EXERCISE DESCRIPTION: Quote the listing in full, exactly as given, minus any pictures.
------ INFORMATION SUPPLIED ------
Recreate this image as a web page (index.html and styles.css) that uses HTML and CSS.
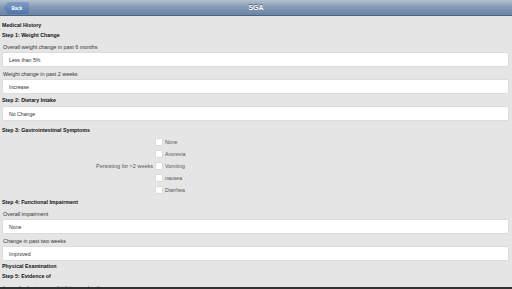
FILE: index.html
```html
<!DOCTYPE html>
<html lang="en">
<head>
    <meta charset="UTF-8">
    <meta name="viewport" content="width=device-width, initial-scale=1.0">
    <title>SGA</title>
    <link rel="stylesheet" href="styles.css">
</head>
<body>
    <header class="header">
        <a class="back-btn" href="#">Back</a>
        <h1 class="title">SGA</h1>
    </header>

    <div class="content">
        <div class="heading">Medical History</div>

        <div class="heading">Step 1: Weight Change</div>
        <div class="field-label">Overall weight change in past 6 months</div>
        <div class="field">Less than 5%</div>
        <div class="field-label">Weight change in past 2 weeks</div>
        <div class="field">Increase</div>

        <div class="heading mt-1">Step 2: Dietary Intake</div>
        <div class="field mt-1">No Change</div>

        <div class="heading mt-4">Step 3: Gastrointestinal Symptoms</div>
        <div class="check-group">
            <div class="check-title">Persisting for &gt;2 weeks</div>
            <div class="check-list">
                <label class="check-row"><span class="box"></span>None</label>
                <label class="check-row"><span class="box"></span>Anorexia</label>
                <label class="check-row"><span class="box"></span>Vomiting</label>
                <label class="check-row"><span class="box"></span>nausea</label>
                <label class="check-row"><span class="box"></span>Diarrhea</label>
            </div>
        </div>

        <div class="heading mt-1">Step 4: Functional Impairment</div>
        <div class="field-label">Overall impairment</div>
        <div class="field">None</div>
        <div class="field-label">Change in past two weeks</div>
        <div class="field">Improved</div>

        <div class="heading">Physical Examination</div>
        <div class="heading">Step 5: Evidence of</div>
        <div class="field-label">Loss of subcutaneous fat (triceps, chest)</div>
    </div>

    <div class="bottom-bar"></div>
</body>
</html>
```

FILE: styles.css
```css
body, html {
    margin: 0;
    padding: 0;
    font-family: 'Liberation Sans', Arial, sans-serif;
    background-color: #e5e5e5;
    overflow: hidden;
}
.header {
    height: 15px;
    display: flex;
    align-items: center;
    justify-content: center;
    position: relative;
    background: linear-gradient(#b4c0cf, #8398b4 50%, #6c84a4);
    border-bottom: 1px solid #4f6482;
}
.title {
    margin: 0;
    font-size: 7px;
    font-weight: bold;
    color: #fff;
    text-shadow: 0 -1px 0 #4a5e7a;
}
.back-btn {
    position: absolute;
    left: 3px;
    top: 2px;
    height: 12px;
    width: 26px;
    padding-left: 2px;
    box-sizing: border-box;
    display: flex;
    align-items: center;
    justify-content: center;
    font-size: 4.5px;
    font-weight: bold;
    color: #fff;
    text-decoration: none;
    background: linear-gradient(#7e9dc8, #5075a9);
    border-radius: 2px;
    clip-path: polygon(5px 0, 100% 0, 100% 100%, 5px 100%, 0 50%);
}
.content {
    padding: 4px 2px 0 2px;
}
.heading {
    font-size: 5.3px;
    font-weight: bold;
    color: #111;
    line-height: 10px;
}
.mt-1 {
    margin-top: 1px;
}
.mt-4 {
    margin-top: 4px;
}
.field-label {
    font-size: 5.4px;
    color: #333;
    line-height: 10px;
    padding-left: 1px;
    margin-top: 2px;
}
.field {
    height: 15px;
    box-sizing: border-box;
    margin-right: 1px;
    padding-left: 6px;
    display: flex;
    align-items: center;
    font-size: 5.2px;
    color: #333;
    background-color: #fff;
    border: 1px solid #dcdcdc;
    border-radius: 2px;
}
.check-group {
    display: grid;
    grid-template-columns: 151px 1fr;
    align-items: center;
    margin-top: 1px;
}
.check-title {
    text-align: right;
    font-size: 5.5px;
    color: #555;
}
.check-list {
    display: flex;
    flex-direction: column;
}
.check-row {
    height: 12px;
    display: flex;
    align-items: center;
    gap: 2px;
    padding-left: 2px;
    font-size: 5.2px;
    color: #555;
}
.box {
    width: 8px;
    height: 8px;
    background-color: #fff;
    border: 1px solid #dadada;
    border-radius: 1px;
    box-sizing: border-box;
}
.bottom-bar {
    position: fixed;
    left: 0;
    right: 0;
    bottom: 0;
    height: 2px;
    background-color: #333;
}
```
------
SOLUTION TO THIS TASK:
Recreate this image as a web page (index.html and styles.css) that uses HTML and CSS.
FILE: index.html
```html
<!DOCTYPE html>
<html lang="en">
<head>
    <meta charset="UTF-8">
    <meta name="viewport" content="width=device-width, initial-scale=1.0">
    <title>SGA</title>
    <link rel="stylesheet" href="styles.css">
</head>
<body>
    <header class="header">
        <a class="back-btn" href="#">Back</a>
        <h1 class="title">SGA</h1>
    </header>

    <div class="content">
        <div class="heading">Medical History</div>

        <div class="heading">Step 1: Weight Change</div>
        <div class="field-label">Overall weight change in past 6 months</div>
        <div class="field">Less than 5%</div>
        <div class="field-label">Weight change in past 2 weeks</div>
        <div class="field">Increase</div>

        <div class="heading mt-1">Step 2: Dietary Intake</div>
        <div class="field mt-1">No Change</div>

        <div class="heading mt-4">Step 3: Gastrointestinal Symptoms</div>
        <div class="check-group">
            <div class="check-title">Persisting for &gt;2 weeks</div>
            <div class="check-list">
                <label class="check-row"><span class="box"></span>None</label>
                <label class="check-row"><span class="box"></span>Anorexia</label>
                <label class="check-row"><span class="box"></span>Vomiting</label>
                <label class="check-row"><span class="box"></span>nausea</label>
                <label class="check-row"><span class="box"></span>Diarrhea</label>
            </div>
        </div>

        <div class="heading mt-1">Step 4: Functional Impairment</div>
        <div class="field-label">Overall impairment</div>
        <div class="field">None</div>
        <div class="field-label">Change in past two weeks</div>
        <div class="field">Improved</div>

        <div class="heading">Physical Examination</div>
        <div class="heading">Step 5: Evidence of</div>
        <div class="field-label">Loss of subcutaneous fat (triceps, chest)</div>
    </div>

    <div class="bottom-bar"></div>
</body>
</html>
```

FILE: styles.css
```css
body, html {
    margin: 0;
    padding: 0;
    font-family: 'Liberation Sans', Arial, sans-serif;
    background-color: #e5e5e5;
    overflow: hidden;
}
.header {
    height: 15px;
    display: flex;
    align-items: center;
    justify-content: center;
    position: relative;
    background: linear-gradient(#b4c0cf, #8398b4 50%, #6c84a4);
    border-bottom: 1px solid #4f6482;
}
.title {
    margin: 0;
    font-size: 7px;
    font-weight: bold;
    color: #fff;
    text-shadow: 0 -1px 0 #4a5e7a;
}
.back-btn {
    position: absolute;
    left: 3px;
    top: 2px;
    height: 12px;
    width: 26px;
    padding-left: 2px;
    box-sizing: border-box;
    display: flex;
    align-items: center;
    justify-content: center;
    font-size: 4.5px;
    font-weight: bold;
    color: #fff;
    text-decoration: none;
    background: linear-gradient(#7e9dc8, #5075a9);
    border-radius: 2px;
    clip-path: polygon(5px 0, 100% 0, 100% 100%, 5px 100%, 0 50%);
}
.content {
    padding: 4px 2px 0 2px;
}
.heading {
    font-size: 5.3px;
    font-weight: bold;
    color: #111;
    line-height: 10px;
}
.mt-1 {
    margin-top: 1px;
}
.mt-4 {
    margin-top: 4px;
}
.field-label {
    font-size: 5.4px;
    color: #333;
    line-height: 10px;
    padding-left: 1px;
    margin-top: 2px;
}
.field {
    height: 15px;
    box-sizing: border-box;
    margin-right: 1px;
    padding-left: 6px;
    display: flex;
    align-items: center;
    font-size: 5.2px;
    color: #333;
    background-color: #fff;
    border: 1px solid #dcdcdc;
    border-radius: 2px;
}
.check-group {
    display: grid;
    grid-template-columns: 151px 1fr;
    align-items: center;
    margin-top: 1px;
}
.check-title {
    text-align: right;
    font-size: 5.5px;
    color: #555;
}
.check-list {
    display: flex;
    flex-direction: column;
}
.check-row {
    height: 12px;
    display: flex;
    align-items: center;
    gap: 2px;
    padding-left: 2px;
    font-size: 5.2px;
    color: #555;
}
.box {
    width: 8px;
    height: 8px;
    background-color: #fff;
    border: 1px solid #dadada;
    border-radius: 1px;
    box-sizing: border-box;
}
.bottom-bar {
    position: fixed;
    left: 0;
    right: 0;
    bottom: 0;
    height: 2px;
    background-color: #333;
}
```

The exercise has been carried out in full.